The NFU is urging the government to do more to help the beer industry flourish during the economic downturn by giving more support to the supply chain from farm to pub.

From barley and hops in the field, to the glass of beer in the local pub, the chain of industries behind brewing has a major impact on economic and social life in Britain. Around 270,000 rural jobs depend on brewing and pubs, with over £3.5 billion paid in rural wages.

However, with high taxes, heavy regulation, and falling beer consumption, the sector faces challenges which could be addressed and thousands more jobs could be created in the industry – if the government gets the policy framework right.

This was the conclusion of Grain to Glass, a new report from the NFU and the British Beer & Pub Association (BBPA), which demonstrates the huge importance to the brewing industry to the rural economy.

According to the report, supply is playing its part, with growers working hard to improve the quality of barley and hops and schemes like Red Tractor greatly enhancing the local provenance of British beers, but the Government could do more to help the industry to grow.

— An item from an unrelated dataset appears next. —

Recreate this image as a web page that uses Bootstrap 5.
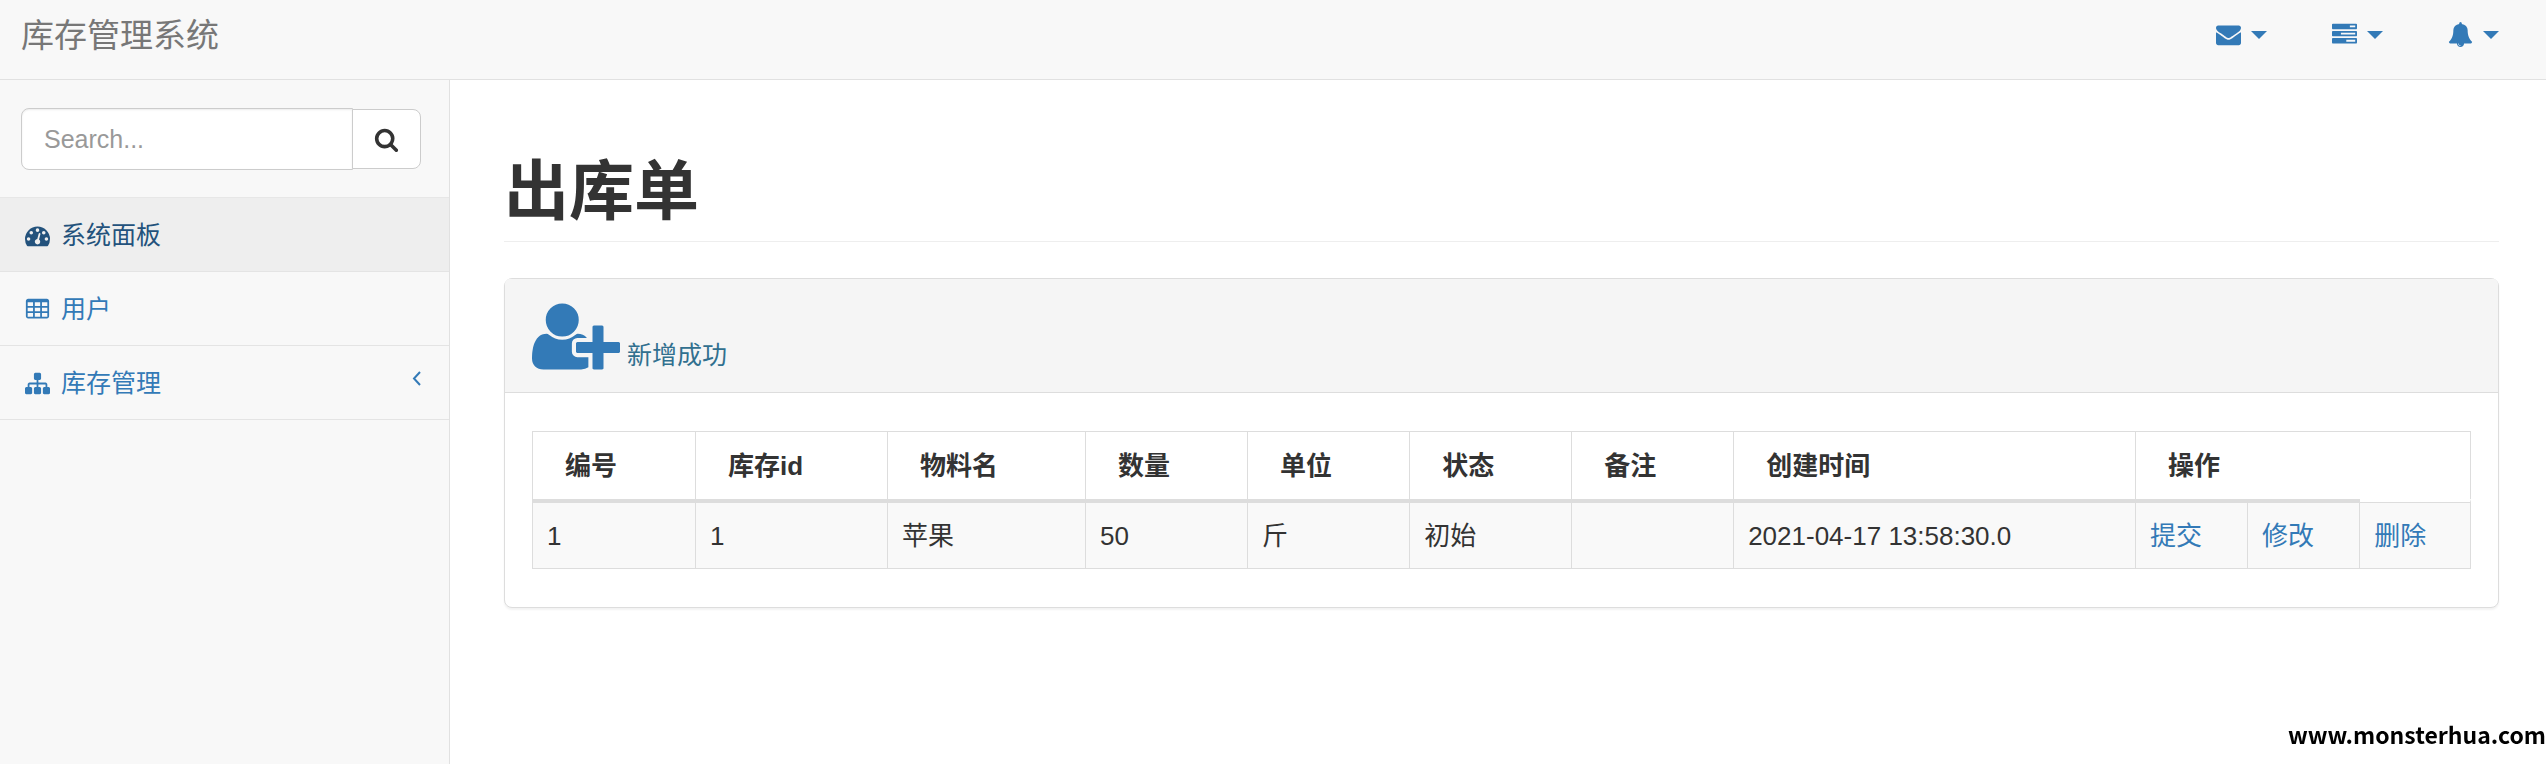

The report authors have put forward key policies they want the government to focus on support farmers, brewers, and publicans, and to create new jobs.

For brewing, the report advocates recommends a review of the structure and impact of beer duty on employment and growth in the rural economy.

For farming, it recommends more investment in crop research and development and less and better regulation – both on and off the farm and in transport.

Pubs should be given support and be seen as a vital part of tourism infrastructure and a review of the impact of red tape. And local authorities and planning committees should recognise the importance of the pub as the hub of rural communities and reflect it in their policies.

NFU president Peter Kendall said: “Beer and pubs are the beating heart of the British countryside, and farmers value the role that they play as community hubs, and in rural tourism, as much as anyone.

“But they are also a vitally important market. Sales of malting barley for brewing and distilling will be worth almost £400 million to British farmers this year, while the home-grown hop industry, after a long period of decline, is also showing signs of a revival, thanks to the real ale revolution.

“It’s in all our interests – not just farmers, brewers and publicans – but anyone who cares about this country’s economy, or loves the British countryside or enjoys a glass of beer – that we sustain the grain to glass supply chain, and everything that depends upon it, and that’s what this campaign is all about.”